The Bill gives effects to the amendments made under the two 1992 Protocols which entered into force internationally on May 30 last year.
In January 1997, the Chinese side of the Joint Liaison Group agreed that the two 1992 protocols should be extended to Hong Kong and that they should continue to apply to the HK Special Administrative Region after June 30 this year.
The spokesman said that liability and compensation for oil pollution damage caused in the territory, including territorial sea of Contracting States by sea-going ships were governed by two International Maritime Organisation (IMO) Conventions.
These two Conventions are the International Convention on Civil Liability for Oil Pollution Damage, 1969 (the 1969 Liability Convention) and the International Convention on the Establishment of an International Fund for Compensation for Oil Pollution Damage, 1971 (the 1971 Fund Convention).
In 1992, IMO adopted two Protocols to amend the 1969 Liability Convention and the 1971 Fund Convention which takes effect world-wide in mid-1996.
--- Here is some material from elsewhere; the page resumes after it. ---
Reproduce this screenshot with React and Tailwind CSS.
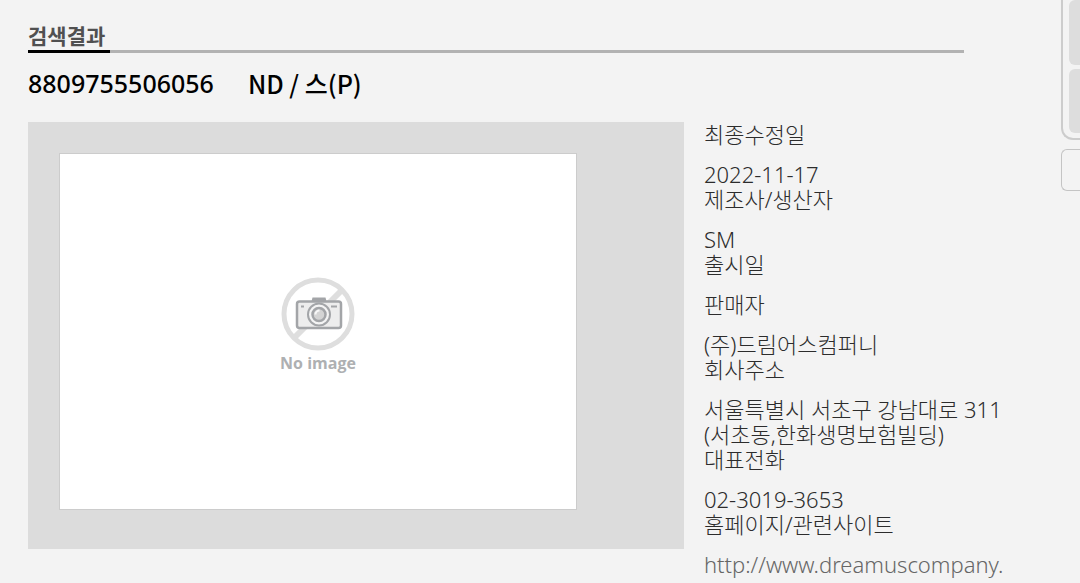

The spokesman further noted that shipowners in Hong Kong were much concerned about a possible reciprocal foreign court judgement from a country which was not a party to the Liability Convention which might give a judgement awarding compensation for oil pollution damage for an amount greatly in excess of the liability limit of a shipowner under the Liability Convention.
"We therefore take this opportunity to include a new provision to limit the damage from a reciprocal judgement claim to a level in accordance with the limit under the Liability Convention, notwithstanding that the damages awarded by a court in a country which is not a party to the Convention are in excess of that limit," the spokesman said.
The spokesman further outlined the main provisions of the Amendment Bill, noting that it amended various definitions according to the 1992 Protocols and includes new definitions to terms such as incident, Monetary Authority, oil, relevant threat of contamination and the 1992 Protocols.